Specify a large enough vocabulary size to ensure collisions are minimized. We will use a vocabulary size of 50 since we only have 20 unique words in our vocabulary.

In [21]:
vocab_size = 50
encoded_reviews = [one_hot(d, vocab_size) for d in reviews]
print(encoded_reviews)

[[47, 36], [29, 18], [45, 4], [37, 1, 31], [25, 12, 12], [36, 36], [15, 12, 45], [10, 49], [10, 38], [23, 34]]

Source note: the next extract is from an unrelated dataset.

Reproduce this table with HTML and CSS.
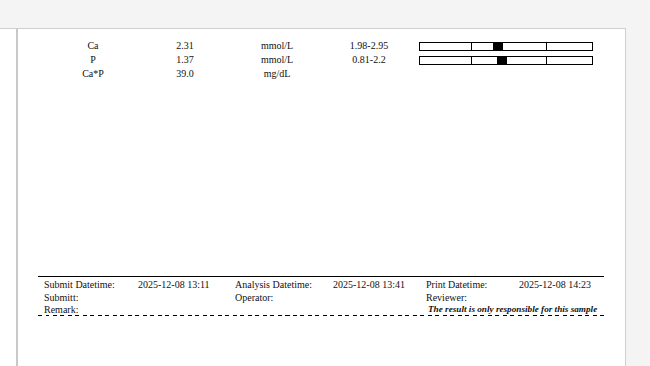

Length of each review is different. We need to use padding to make sure all the reviews have the same length. We will use the Keras pad_sequences() function to do this.

In [22]:
max_length = 3
padded_reviews = pad_sequences(encoded_reviews, maxlen=max_length, padding='post')
padded_reviews

array([[47, 36,  0],
       [29, 18,  0],
       [45,  4,  0],
       [37,  1, 31],
       [25, 12, 12],
       [36, 36,  0],
       [15, 12, 45],
       [10, 49,  0],
       [10, 38,  0],
       [23, 34,  0]])

In [23]:
embedded_vector_length = 5

model = Sequential()
model.add(Embedding(vocab_size, embedded_vector_length, input_length=max_length, name='embedding'))
model.add(Flatten())
model.add(Dense(1, activation='sigmoid'))

In [24]:
X = padded_reviews
y = sentiment

In [25]:
model.compile(optimizer='adam', loss='binary_crossentropy', metrics=['acc'])
model.summary()

Model: "sequential_1"
_________________________________________________________________
 Layer (type)                Output Shape              Param #   
 embedding (Embedding)       (None, 3, 5)              250       
                                                                 
 flatten_1 (Flatten)         (None, 15)                0         
                                                                 
 dense_1 (Dense)             (None, 1)                 16        
                                                                 
Total params: 266
Trainable params: 266
Non-trainable params: 0
_________________________________________________________________


In [29]:
model.fit(X, y, epochs=50, verbose=0)

<keras.callbacks.History at 0x23b34c39cd0>

In [30]:
# evaluate the model
loss, accuracy = model.evaluate(X, y, verbose=0)
print('Accuracy: %f' % (accuracy*100))

Accuracy: 100.000000


We can get embedding vectors for each word in our vocabulary. We will get Keras Embedding layer weights to do this.

In [28]:
embeddings = model.get_layer('embedding').get_weights()[0]
embeddings.shape

(50, 5)

In [31]:
embeddings[47]

array([-0.0260548 ,  0.04886741,  0.09089474,  0.09366418, -0.04695602],
      dtype=float32)

In [32]:
embeddings[29]

array([-0.00847477,  0.03921034,  0.01776346,  0.05123146, -0.01990897],
      dtype=float32)